Implementation Details

This page covers specific implementation details of the FluxNet components.

Adaptive Degree Scaling

The adaptive degree scaling is implemented in the CKGConv class with two learnable parameters:

theta1: Scaling factor for the aggregated messages
theta2: Scaling factor for the degree-adjusted messages

The scaling is applied as:

out = out * self.theta1 + deg_sqrt * (out * self.theta2)

where deg_sqrt is the square root of the node degrees.
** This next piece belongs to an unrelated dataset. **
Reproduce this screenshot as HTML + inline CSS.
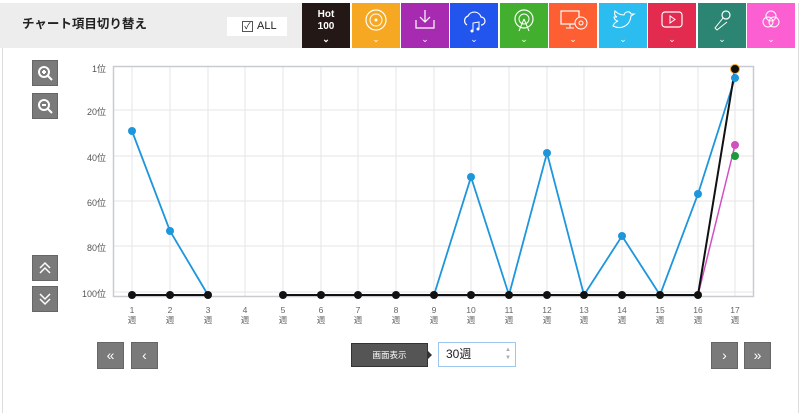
<!DOCTYPE html>
<html><head><meta charset="utf-8"><style>
body{margin:0;width:800px;height:403px;background:#fff;font-family:"Liberation Sans","Noto Sans CJK JP",sans-serif;position:relative;overflow:hidden}
.frame{position:absolute;left:2px;top:3px;width:795px;height:410px;border-left:1px solid #ddd;border-right:1px solid #ddd}
.hdr{position:absolute;left:0;top:3px;width:302px;height:45px;background:#ededed}
.ttl{position:absolute;left:22px;top:13px;font-size:12.5px;font-weight:bold;color:#222;line-height:16px}
.all{position:absolute;left:227px;top:14px;width:60px;height:19px;background:#fff;font-size:11px;color:#222}
.all span.cb{position:absolute;left:15px;top:4px;width:9px;height:9px;border:1px solid #555;font-size:9px;line-height:9px;text-align:center}
.all span.t{position:absolute;left:30px;top:3px}
.tab{position:absolute;top:3px;height:45px;width:48px}
.tab .ch{position:absolute;left:0;right:0;bottom:3px;text-align:center;color:#fff;font-size:9px}
.btn{position:absolute;background:#7a7a7a;border:1px solid #666;color:#fff;text-align:center}
.yl{position:absolute;font-size:9px;color:#555;text-align:right;width:40px}
.xl{position:absolute;font-size:8.5px;color:#666;text-align:center;width:20px;line-height:10px}
</style></head><body>
<div class="frame"></div>
<div class="hdr"><div class="ttl">チャート項目切り替え</div>
<div class="all"><span class="cb">✓</span><span class="t">ALL</span></div></div>

<div class="tab" style="left:302px;background:#231815;color:#fff;font-size:10px;font-weight:bold;text-align:center;line-height:12px;padding-top:6px;height:39px">Hot<br>100<div class="ch">⌄</div></div>
<div class="tab" style="left:352px;background:#f7a823"><svg width="48" height="45"><circle cx="24" cy="17" r="10" fill="none" stroke="#fff" stroke-width="1.2"/><circle cx="24" cy="17" r="6" fill="none" stroke="#fff"/><circle cx="24" cy="17" r="1.5" fill="#fff"/></svg><div class="ch">⌄</div></div>
<div class="tab" style="left:401px;background:#a72bb1"><svg width="48" height="45"><path d="M24 7v12M19 14l5 5 5-5M15 17v8h18v-8" fill="none" stroke="#fff" stroke-width="1.2"/></svg><div class="ch">⌄</div></div>
<div class="tab" style="left:450px;background:#2155ee"><svg width="48" height="45"><path d="M17 22a5 5 0 0 1 1-9 7 7 0 0 1 13 1 4 4 0 0 1 0 8" fill="none" stroke="#fff" stroke-width="1.2"/><path d="M23 28v-8l6-1v7" fill="none" stroke="#fff"/><circle cx="22" cy="28" r="1.5" fill="#fff"/><circle cx="28" cy="26" r="1.5" fill="#fff"/></svg><div class="ch">⌄</div></div>
<div class="tab" style="left:500px;background:#42b02e"><svg width="48" height="45"><circle cx="24" cy="16" r="9" fill="none" stroke="#fff" stroke-width="1.2"/><circle cx="24" cy="16" r="5" fill="none" stroke="#fff"/><path d="M24 16l-5 12M24 16l5 12" stroke="#fff"/></svg><div class="ch">⌄</div></div>
<div class="tab" style="left:549px;background:#fd5f33"><svg width="48" height="45"><rect x="12" y="8" width="18" height="13" fill="none" stroke="#fff" stroke-width="1.2"/><path d="M21 21v4M17 25h8" stroke="#fff"/><circle cx="32" cy="20" r="6" fill="#fd5f33" stroke="#fff"/><circle cx="32" cy="20" r="2" fill="none" stroke="#fff"/></svg><div class="ch">⌄</div></div>
<div class="tab" style="left:599px;background:#2bbcf0"><svg width="48" height="45"><path d="M14 23c8 4 17 0 18-10l3-2-3 0c-1-3-6-3-7 1-4 0-7-2-9-4-1 3 0 5 2 6-2 0-2 0-3 0 0 2 2 4 4 4-2 1-4 2-5 5z" fill="none" stroke="#fff" stroke-width="1.1"/></svg><div class="ch">⌄</div></div>
<div class="tab" style="left:648px;background:#e32a4f"><svg width="48" height="45"><rect x="14" y="9" width="20" height="15" rx="3" fill="none" stroke="#fff" stroke-width="1.2"/><path d="M22 13v7l5-3.5z" fill="none" stroke="#fff"/></svg><div class="ch">⌄</div></div>
<div class="tab" style="left:698px;background:#2b8572"><svg width="48" height="45"><circle cx="28" cy="12" r="4" fill="none" stroke="#fff" stroke-width="1.2"/><path d="M25 15l-8 10 2 2 10-8" fill="none" stroke="#fff"/></svg><div class="ch">⌄</div></div>
<div class="tab" style="left:747px;background:#fb5fd1"><svg width="48" height="45"><circle cx="24" cy="13" r="5" fill="none" stroke="#fff"/><circle cx="21" cy="19" r="5" fill="none" stroke="#fff"/><circle cx="27" cy="19" r="5" fill="none" stroke="#fff"/></svg><div class="ch">⌄</div></div>

<div class="btn" style="left:32px;top:60px;width:24px;height:24px"><svg width="24" height="24"><circle cx="11" cy="11" r="5" fill="none" stroke="#fff" stroke-width="2"/><path d="M15 15l4 4M9 11h4M11 9v4" stroke="#fff" stroke-width="2"/></svg></div>
<div class="btn" style="left:32px;top:93px;width:24px;height:24px"><svg width="24" height="24"><circle cx="11" cy="11" r="5" fill="none" stroke="#fff" stroke-width="2"/><path d="M15 15l4 4M9 11h4" stroke="#fff" stroke-width="2"/></svg></div>
<div class="btn" style="left:32px;top:255px;width:24px;height:24px"><svg width="24" height="24"><path d="M7 12l5-5 5 5M7 17l5-5 5 5" fill="none" stroke="#fff" stroke-width="1.5"/></svg></div>
<div class="btn" style="left:32px;top:286px;width:24px;height:24px"><svg width="24" height="24"><path d="M7 7l5 5 5-5M7 12l5 5 5-5" fill="none" stroke="#fff" stroke-width="1.5"/></svg></div>

<div class="yl" style="left:66px;top:62px">1位</div>
<div class="yl" style="left:66px;top:105px">20位</div>
<div class="yl" style="left:66px;top:151px">40位</div>
<div class="yl" style="left:66px;top:196px">60位</div>
<div class="yl" style="left:66px;top:241px">80位</div>
<div class="yl" style="left:66px;top:287px">100位</div>

<svg style="position:absolute;left:0;top:0" width="800" height="403">
<g stroke="#e6e6e6" stroke-width="1">
<path d="M113 110H754M113 156H754M113 201H754M113 246H754M113 292H754"/>
<path d="M132 66V297M170 66V297M208 66V297M245 66V297M283 66V297M321 66V297M358 66V297M396 66V297M434 66V297M471 66V297M509 66V297M547 66V297M584 66V297M622 66V297M660 66V297M698 66V297M735 66V297"/>
</g>
<rect x="113.5" y="66.5" width="640" height="230" fill="none" stroke="#c8ccd2" stroke-width="1.5"/>
<polyline points="132,131 170,231 208,295" fill="none" stroke="#1e96dc" stroke-width="1.8"/>
<polyline points="434,295 471,177 509,295 547,153 584,295 622,236 660,295 698,194 735,78" fill="none" stroke="#1e96dc" stroke-width="1.8"/>
<polyline points="698,295 735,145" fill="none" stroke="#d050c0" stroke-width="1.5"/>
<polyline points="132,295 170,295 208,295" fill="none" stroke="#111" stroke-width="2"/>
<polyline points="283,295 321,295 358,295 396,295 434,295 471,295 509,295 547,295 584,295 622,295 660,295 698,295 735,69" fill="none" stroke="#111" stroke-width="2"/>
<g fill="#1e96dc"><circle cx="132" cy="131" r="4"/><circle cx="170" cy="231" r="4"/><circle cx="471" cy="177" r="4"/><circle cx="547" cy="153" r="4"/><circle cx="622" cy="236" r="4"/><circle cx="698" cy="194" r="4"/><circle cx="735" cy="78" r="4"/></g>
<circle cx="735" cy="145" r="4" fill="#d050c0"/><circle cx="735" cy="156" r="4" fill="#1a9a3a"/>
<g fill="#111"><circle cx="132" cy="295" r="4"/><circle cx="170" cy="295" r="4"/><circle cx="208" cy="295" r="4"/><circle cx="283" cy="295" r="4"/><circle cx="321" cy="295" r="4"/><circle cx="358" cy="295" r="4"/><circle cx="396" cy="295" r="4"/><circle cx="434" cy="295" r="4"/><circle cx="471" cy="295" r="4"/><circle cx="509" cy="295" r="4"/><circle cx="547" cy="295" r="4"/><circle cx="584" cy="295" r="4"/><circle cx="622" cy="295" r="4"/><circle cx="660" cy="295" r="4"/><circle cx="698" cy="295" r="4"/></g>
<circle cx="735" cy="69" r="4.5" fill="#111" stroke="#f7a823" stroke-width="1"/>
</svg>

<div class="xl" style="left:122px;top:305px">1<br>週</div><div class="xl" style="left:160px;top:305px">2<br>週</div><div class="xl" style="left:198px;top:305px">3<br>週</div><div class="xl" style="left:235px;top:305px">4<br>週</div><div class="xl" style="left:273px;top:305px">5<br>週</div><div class="xl" style="left:311px;top:305px">6<br>週</div><div class="xl" style="left:348px;top:305px">7<br>週</div><div class="xl" style="left:386px;top:305px">8<br>週</div><div class="xl" style="left:424px;top:305px">9<br>週</div><div class="xl" style="left:461px;top:305px">10<br>週</div><div class="xl" style="left:499px;top:305px">11<br>週</div><div class="xl" style="left:537px;top:305px">12<br>週</div><div class="xl" style="left:574px;top:305px">13<br>週</div><div class="xl" style="left:612px;top:305px">14<br>週</div><div class="xl" style="left:650px;top:305px">15<br>週</div><div class="xl" style="left:688px;top:305px">16<br>週</div><div class="xl" style="left:725px;top:305px">17<br>週</div>

<div class="btn" style="left:97px;top:342px;width:25px;height:25px;font-size:14px;line-height:24px">«</div>
<div class="btn" style="left:131px;top:342px;width:25px;height:25px;font-size:14px;line-height:24px">‹</div>
<div style="position:absolute;left:351px;top:343px;width:77px;height:24px;background:#555;border:1px solid #333;box-sizing:border-box;color:#fff;font-size:8.5px;text-align:center;line-height:22px">画面表示</div>
<div style="position:absolute;left:428px;top:351px;width:0;height:0;border-top:4px solid transparent;border-bottom:4px solid transparent;border-left:4px solid #333"></div>
<div style="position:absolute;left:438px;top:342px;width:78px;height:25px;border:1px solid #9cc7ee;box-sizing:border-box;background:#fff;font-size:12px;line-height:23px;padding-left:7px;color:#222">30週<span style="position:absolute;right:4px;top:3px;font-size:6px;line-height:8px;color:#aaa">▲<br>▼</span></div>
<div class="btn" style="left:711px;top:342px;width:25px;height:25px;font-size:14px;line-height:24px">›</div>
<div class="btn" style="left:744px;top:342px;width:25px;height:25px;font-size:14px;line-height:24px">»</div>
</body></html>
This mechanism helps the model adapt to graphs with varying node degrees by applying different weightings to node features based on their connectivity patterns.

Normalization Options

The FluxNet class supports multiple normalization types:

Type	Implementation	Description
`batch`	BatchNorm1d	Normalizes across batch dimension
`layer`	LayerNorm	Normalizes across feature dimension
`instance`	InstanceNorm1d	Normalizes each instance independently
`none`	Identity	No normalization is applied

When to use each type:

BatchNorm: Good for large batch sizes and when data distribution is consistent
LayerNorm: Better for varying input distributions or when batch size is small
InstanceNorm: Helpful for graph data where each graph can have very different distributions
None: When you want to avoid any normalization, e.g., for debugging

GAT Attention

The GATv2 attention mechanism is implemented using PyTorch Geometric’s GATv2Conv class with:

Multi-head attention (default: 4 heads)
Edge feature integration
Non-concatenated output (heads are averaged)

Differences from GAT:

GATv2Conv is an improvement over the original GAT attention mechanism with:

Dynamic attention computation (addresses the static attention problem)
Better expressive power
Generally improved performance on graph tasks

Feed-Forward Network

The feed-forward network follows a typical design:

Expansion layer: out_channels → ffn_hidden_dim
GELU activation: Non-linear transformation
Dropout: Regularization
Contraction layer: ffn_hidden_dim → out_channels

By default, ffn_hidden_dim is set to 4 times the output dimension, which is a common practice in transformer architectures.